- Born: Thaddeus Czebotar October 28, 1915 Milwaukee, Wisconsin
- Died: July 28, 1996 at age 80 Fishkill, New York
- Style: Realist Modernism
- Movement: Regionalism
- Spouse: Elizabeth "Els" Snapper (1917–1996) m. January 9, 1952

= Theodore Czebotar =

American painter

Theodore "Ted" Czebotar (October 28, 1915, Milwaukee, Wisconsin – July 28, 1996, Fishkill, New York) was an American Regionalist painter active in Wisconsin and New York in the mid-20th century.

== Early life ==
Czebotar was born Thaddeus in Milwaukee, Wisconsin, on October 28, 1915, to Polish immigrant parents John Czebotar and Stella Sienkiewicz. He was the second child born, but the couple would go on to have six sons and two daughters. The family moved often, going from city to farms and back again, eventually settling in Racine, Wisconsin.

In 1933, John Dillinger spent the night in the Czebotar bathtub before robbing the American Bank and Trust in downtown Racine. Dillinger had a connection to Whitey Czebotar, Ted's older brother.
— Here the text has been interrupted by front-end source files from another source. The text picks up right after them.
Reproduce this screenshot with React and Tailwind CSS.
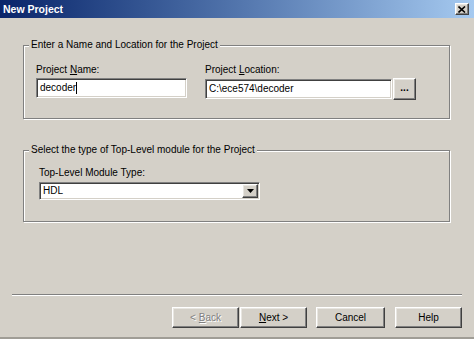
import React from "react";

const raised =
  "border border-t-white border-l-white border-b-[#404040] border-r-[#404040] shadow-[inset_-1px_-1px_0_#808080,inset_1px_1px_0_#e8e6e1] bg-[#d4d0c8]";
const sunken =
  "border border-t-[#808080] border-l-[#808080] border-b-white border-r-white shadow-[inset_1px_1px_0_#404040,inset_-1px_-1px_0_#d4d0c8] bg-white";
const etched =
  "border border-[#808080] shadow-[inset_1px_1px_0_#ffffff,1px_1px_0_#ffffff]";

function Group({ legend, className, children }) {
  return (
    <div className={`relative ml-[23px] w-[427px] ${etched} ${className}`}>
      <span className="absolute -top-[7px] left-[5px] bg-[#d4d0c8] px-[2px] leading-[12px]">
        {legend}
      </span>
      {children}
    </div>
  );
}

function Button({ children, className = "", disabled }) {
  return (
    <div
      className={`h-[21px] w-[67px] flex items-center justify-center ${raised} ${className} ${
        disabled ? "text-[#808080] [text-shadow:1px_1px_0_#ffffff]" : ""
      }`}
    >
      {children}
    </div>
  );
}

export default function App() {
  return (
    <div className="w-[474px] h-[339px] bg-[#d4d0c8] flex flex-col font-['Liberation_Sans',Arial,sans-serif] text-[10px] leading-[12px] text-black overflow-hidden">
      {/* Title bar */}
      <div className="h-[18px] shrink-0 bg-gradient-to-r from-[#0a246a] to-[#a6caf0] flex items-center justify-between pl-[3px] pr-[5px]">
        <span className="text-white font-bold text-[10.5px]">New Project</span>
        <div className={`w-[14px] h-[12px] flex items-center justify-center ${raised}`}>
          <svg width="8" height="7" viewBox="0 0 8 7">
            <path d="M0.5 0.5 L7 6.5 M7 0.5 L0.5 6.5" stroke="#000" strokeWidth="1.6" />
          </svg>
        </div>
      </div>

      {/* Group 1 */}
      <Group legend="Enter a Name and Location for the Project" className="mt-[27px] h-[74px] pt-[18px] pl-[12px]">
        <div className="flex gap-[18px]">
          <div className="flex flex-col w-[151px]">
            <span>
              Project <span className="underline">N</span>ame:
            </span>
            <div className={`mt-[2px] h-[20px] flex items-center pl-[3px] ${sunken}`}>
              <span>decoder</span>
              <span className="w-[1px] h-[12px] bg-black" />
            </div>
          </div>
          <div className="flex flex-col">
            <span>
              Project <span className="underline">L</span>ocation:
            </span>
            <div className="mt-[2px] flex items-center gap-[1px]">
              <div className={`h-[20px] w-[187px] flex items-center pl-[3px] ${sunken}`}>
                <span>C:\ece574\decoder</span>
              </div>
              <div className={`h-[22px] w-[23px] flex items-end justify-center pb-[5px] font-bold ${raised}`}>
                ...
              </div>
            </div>
          </div>
        </div>
      </Group>

      {/* Group 2 */}
      <Group legend="Select the type of Top-Level module for the Project" className="mt-[31px] h-[72px] pt-[16px] pl-[15px]">
        <div className="flex flex-col">
          <span>Top-Level Module Type:</span>
          <div className={`mt-[3px] h-[18px] w-[221px] flex items-center justify-between pl-[3px] pr-[1px] ${sunken}`}>
            <span>HDL</span>
            <div className={`w-[16px] h-[14px] flex items-center justify-center ${raised}`}>
              <svg width="7" height="4" viewBox="0 0 7 4">
                <path d="M0 0 H7 L3.5 4 Z" fill="#000" />
              </svg>
            </div>
          </div>
        </div>
      </Group>

      {/* Separator */}
      <div className="mt-[72px] ml-[12px] w-[450px] h-[2px] border-t border-t-[#808080] border-b border-b-white" />

      {/* Buttons */}
      <div className="mt-[11px] flex justify-end pr-[12px]">
        <Button disabled>
          &lt; <span className="underline ml-[3px]">B</span>ack
        </Button>
        <Button className="ml-[1px]">
          <span className="underline">N</span>ext &gt;
        </Button>
        <Button className="ml-[9px] w-[69px]">Cancel</Button>
        <Button className="ml-[10px]">Help</Button>
      </div>

      <div className="mt-auto h-[2px] bg-[#a09d96]" />
    </div>
  );
}
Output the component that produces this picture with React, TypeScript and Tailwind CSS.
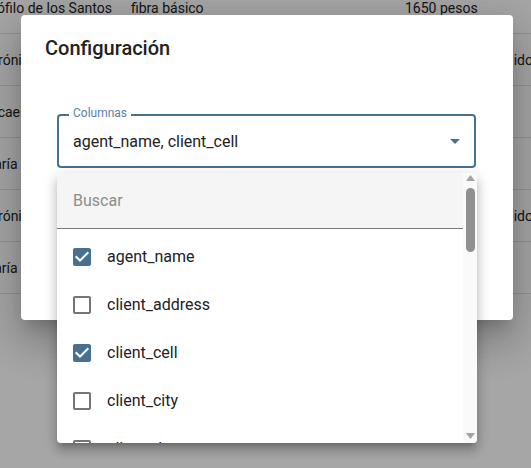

Czebotar dropped out of high school in 1934, after a falling-out with his influential art teacher Helen Sawyer. He jumped a boxcar heading west and met up with his friend Charles "Chuk" Lange in Spokane. The pair traveled the west coast by hopping railcars, ending back in their hometown in March 1935.

== Career ==
When Czebotar returned to Racine, he began to send cartoons to The New Yorker, but after receiving a rejection letter, Czebotar hopped another train west and headed for Denver. Here he lived in a hobo camp for four months, before befriending artist Paschal Quackenbush. Quackenbush was painting murals in public buildings in Denver through the WPA, and hired Czebotar to be his assistant on the project. Through this connection, Czebotar was able to become a Scenic Artist at the Baker Federal Theatre in Denver, another WPA project, in January 1936, and rented "Rock House" in the Rocky Mountains from Quackenbush as a live in studio during that summer. Czebotar moved to San Francisco with Lange in late 1936, where the pair befriended writer William Saroyan. Czebotar sold portraits and sketches in the park to help get by.

Czebotar was badly injured in a car accident in 1937, becoming bedridden. He returned to Racine and sketched and painted the landscape there, in addition to reworking sketches he had made on his travels in the West. After recovering, Czebotar took his work to artist John Steuart Curry for evaluation. He had met Curry at an art show at the Milwaukee Art Institute in February 1937. Curry encouraged Czebotar to move to New York, writing a letter of introduction to his dealer and agent Maynard Walker for Czebotar once he arrived in the city.

Walker immediately took Czebotar on, selling a few of his sketches, and giving Czebotar his first one-man show at Walker's gallery from December 20, 1937 – January 8, 1938. The show was praised in several New York newspapers, including the New York Times and The New Yorker, and even traveled to exhibit at the Milwaukee Art Institute, then later to Hollywood, California. Czebotar sold the majority of the works in the show, with over 40 different collectors and galleries purchasing at least one. Czebotar would be represented in several more shows around New York City through the rest of 1938.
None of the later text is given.